The point about Android is particularly important. I wouldn't like to estimate the proportion of Android phones that are in regular use that no longer receive security updates.
Android phones don't have an awful lot of attack surface area for typical users though. Messenger apps already will refuse to display arbitrary images - Whatsapp for example will only display jpegs and mp4's sent from other contacts.
True, and most websites will reencode images for compression anyway. But the point still stands this makes "hacked by clicking a link" a reality again for some people which should have ended along with flash and java applets. The current mainstream is that "you won't get hacked if you don't install." (not to say that this is the best security practise..) Since you don't install images most people will just assume they are safe. I hope this whole ordeal doesn't hurt JPEG-XL adoption.
The reference implementation is C++, and it’s nearly guaranteed to have equally worrisome bugs in it — every image library has seen those over the years.
We live in 2023. We can deal with slightly worse compression until someone rewrites it in a sane language.
Yeah, I don't mess with webp, VP8, etc. I see near zero benefit to myself from that, with significant downsides.
Like, Google Meet insists on using VP8/9. Why, cause it's "free?" The strain on my laptop and extra energy usage for it to CPU-en/decode video ain't free. Zoom just uses h.264 instead of being annoying about it.
Especially when there are various neural net compression methods on the horizon that look like they can probably reduce file sizes 10x or more for similar user enjoyment.
It's not just compression ratios that new formats provide though: it's also higher bit depths (meaning less banding for things like gradients, i.e. in skies at sunset) and HDR support (values over 1.0 in 'linear' space, rather than being clamped).
Smart pointers aren't the beginning and end of things. C++ is riddled with places that can be converted into weird machines, even if you guarantee correct lifetimes of everything on the heap.
Look at how much fun we can just have with the stack!
std::string_view foo(std::string_view s) {
return s;
}
auto s = foo("temporary"); // kaboom
Modern C++ does not force you to initialize everything before it is read. Modern C++ happily lets you ignore bounds checks with vector operator[] or by using c style arrays or by doing pointer arithmetic. Modern C++ happily lets you overflow integers or silently truncate when widths change. And on and on and on. Turning every "new" into "make_shared" is nowhere close to enough to make C++ safe in the face of bugs.

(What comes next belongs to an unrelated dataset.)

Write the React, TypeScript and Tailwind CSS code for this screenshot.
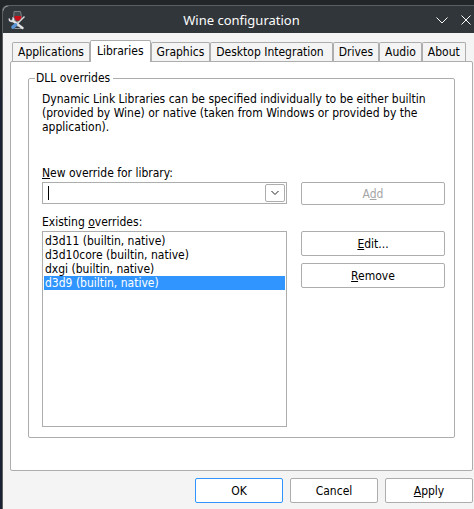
import { useState, type ReactNode } from "react";

const tabs = [
  { name: "Applications", pad: "px-[5px]" },
  { name: "Libraries", pad: "px-[6px]" },
  { name: "Graphics", pad: "px-[5px]" },
  { name: "Desktop Integration", pad: "pr-[8px] pl-[5px]" },
  { name: "Drives", pad: "px-[5px]" },
  { name: "Audio", pad: "px-[5px]" },
  { name: "About", pad: "px-[5px]" },
];
const overrides = ["d3d11", "d3d10core", "dxgi", "d3d9"];

function Key({ children }: { children: ReactNode }) {
  return <span className="underline decoration-1 underline-offset-1 [text-decoration-skip-ink:none]">{children}</span>;
}

function Button({ children, disabled, primary, className = "" }: { children: ReactNode; disabled?: boolean; primary?: boolean; className?: string }) {
  return (
    <button
      type="button"
      disabled={disabled}
      className={`flex items-center justify-center rounded-xs border bg-white ${primary ? "border-[#3095ff]" : "border-[#adadad]"} ${disabled ? "text-[#a5a5a5]" : "text-black"} ${className}`}
    >
      <span>{children}</span>
    </button>
  );
}

function WineIcon() {
  return (
    <svg viewBox="0 0 18 20" className="h-5 w-[18px]" fill="none" aria-hidden="true">
      <path d="M6 1.500h6.500l1.200 6c.2 2.500-1.500 4-3.900 4s-4.300-1.500-4.100-4z" fill="#454a4f" stroke="#7d8286" />
      <path d="M6.500 6h6.800c.3 3-1 4.800-3.400 4.800S6.200 9 6.500 6z" fill="#c8101a" />
      <path d="M10 11v6M6.500 18.500h7" stroke="#92979b" strokeWidth="1.200" />
      <path d="M4.500 10.500l10 7.500" stroke="#e0e2e4" strokeWidth="2.400" strokeLinecap="round" />
      <path d="M1.200 8.500c0 2.600 2.200 3.600 4 2.500M4.500 7.500c1 .8 1.400 2 1 3" stroke="#e0e2e4" strokeWidth="1.600" />
      <path d="M16.500 6.500l-8 8" stroke="#d5d8da" strokeWidth="1.500" />
      <path d="M7.500 15l-2.500 2.200" stroke="#5b95d6" strokeWidth="3.600" strokeLinecap="round" />
    </svg>
  );
}

export default function App() {
  const [selected, setSelected] = useState("d3d9");
  return (
    <div className="min-h-screen bg-linear-to-b from-[#232629] from-15% to-[#1a2233] to-20% pt-[5px] pl-[2px] font-['DejaVu_Sans_Condensed','DejaVu_Sans',sans-serif] text-[12px] leading-[14px] text-black [font-stretch:condensed]">
      <div className="flex min-h-[504px] flex-col rounded-tl-md border-t border-l border-[#5c6063] bg-[#f4f4f4]">
        <header className="flex h-[27px] items-center rounded-tl-md bg-[#31363b] pr-[3px] pl-[5px] text-[#fcfcfc]">
          <WineIcon />
          <h1 className="flex-1 pl-[21px] text-center font-['Noto_Sans',sans-serif] text-[13px] leading-[18px] [font-stretch:normal]">Wine configuration</h1>
          <button type="button" aria-label="Minimize" className="mr-[13px]">
            <svg viewBox="0 0 12 12" className="size-3" fill="none" stroke="currentColor"><path d="M.5 3.500L6 9l5.500-5.500" /></svg>
          </button>
          <button type="button" aria-label="Close">
            <svg viewBox="0 0 10 10" className="size-2.5" fill="none" stroke="currentColor"><path d="M.5.500l9 9m0-9l-9 9" /></svg>
          </button>
        </header>

        <main className="flex flex-col pt-[7px] pr-px pl-[7px]">
          <div role="tablist" className="flex items-end pl-[2px]">
            {tabs.map(({ name, pad }) => (
              <button
                key={name}
                type="button"
                role="tab"
                aria-selected={name === "Libraries"}
                className={`rounded-t-xs border border-b-0 border-[#adadad] whitespace-nowrap ${pad} ${name === "Libraries" ? "z-10 -mb-px h-[22px] bg-white pb-px" : "h-[19px] bg-[#f4f4f4]"}`}
              >
                {name}
              </button>
            ))}
          </div>

          <section className="rounded-xs border border-[#adadad] bg-white px-[17px] pt-[9px] pb-[32px]">
            <fieldset className="rounded-xs border border-[#adadad] pr-[9px] pb-[10px] pl-[13px]">
              <legend className="-ml-[7px] pr-[3px] pl-px">DLL overrides</legend>
              <p className="h-[81px] pt-[7px]">
                Dynamic Link Libraries can be specified individually to be either builtin (provided by Wine) or native (taken from Windows or provided by the application).
              </p>
              <div className="flex gap-[14px]">
                <div className="min-w-0 flex-1">
                  <label htmlFor="library" className="block h-[16px]"><Key>N</Key>ew override for library:</label>
                  <div className="flex h-[22px] items-center border border-[#adadad] bg-white p-px">
                    <span className="ml-1 h-[14px] w-px bg-black" aria-hidden="true" />
                    <input id="library" className="min-w-0 flex-1 outline-none" />
                    <button type="button" aria-label="Show libraries" className="flex h-[18px] w-5 items-center justify-center rounded-xs border border-[#adadad]">
                      <svg viewBox="0 0 8 8" className="size-2" fill="none" stroke="#222"><path d="M.5 2L4 5.500 7.500 2" /></svg>
                    </button>
                  </div>
                  <div className="mt-[11px] h-[16px]" id="existing">Existing <Key>o</Key>verrides:</div>
                  <ul role="listbox" aria-labelledby="existing" className="h-[196px] border border-[#adadad] px-px py-[2px]">
                    {overrides.map((name) => (
                      <li
                        key={name}
                        role="option"
                        aria-selected={name === selected}
                        onClick={() => setSelected(name)}
                        className={`pl-px ${name === selected ? "bg-[#3095ff] text-white" : ""}`}
                      >
                        {name} (builtin, native)
                      </li>
                    ))}
                  </ul>
                </div>
                <div className="flex w-[144px] flex-col pt-[16px]">
                  <Button disabled className="h-[23px]">A<Key>d</Key>d</Button>
                  <Button className="mt-[26px] h-[25px]"><Key>E</Key>dit...</Button>
                  <Button className="mt-[7px] h-[25px]"><Key>R</Key>emove</Button>
                </div>
              </div>
            </fieldset>
          </section>

          <footer className="flex justify-end gap-[7px] pt-[7px] pb-[6px]">
            <Button primary className="h-[25px] w-[88px]">OK</Button>
            <Button className="h-[25px] w-[88px]">Cancel</Button>
            <Button className="h-[25px] w-[88px]"><Key>A</Key>pply</Button>
          </footer>
        </main>
      </div>
    </div>
  );
}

Agreed. Security shouldn't depend on not visiting certain web sites, because if nothing else the ad networks are able to get your browser to load all sorts of content from all sorts of places that you wouldn't deliberately do.
Clicking a link in a web browser means that any image decoding happens in the browser renderer sandbox.
That sandbox is pretty robust - the difficulty of finding an exploit somewhere in a browser renderer is much lower than the difficulty of finding a way out of the sandbox the renderer runs in.
Yes, not exactly "clicking a link" but still at the same level ("add to contacts"). Also many apps have users with profile pictures. An attacker can send a link that will open in an app (eg. Instagram, facebook). Also within browsers could this still leak whatever is currently rendering on the page?
Is there any site that shows what phones are still getting security updates? I'm worried that this will be the thing that makes me retire my son's old Moto G... 5 I think? It's probably out of security updates. Which kills me, he's a careful boy and it's a solid phone, this is unnecessary E-Waste.
I’m surprised, given the history of exploits, Google didn’t decide to start shipping the image decoders as an APEX system component in the Play Store, with the built-in ones serving as a fallback. They just might now.
Having spelunked through some Google announcements on this, it looks like they planned to do so back when Android 11 was in development (https://android-developers.googleblog.com/2020/02/Android-11... ), but I can’t find any evidence that image decoders are included in the current Android Mainline system updates that ship via Google Play - video codecs are, but not image ones apparently.
It looks as if they planned to include image decoders, but that was dropped sometime during the Android 11 development cycle, unless I’ve missed something (which is certainly possible).
I'm always suspicious of Google's behavior. It might be a good opportunity for them to tell everyone they need the latest version of Chrome because security. Manifest 3.0 and cohorts/FLoC, you can't escape them.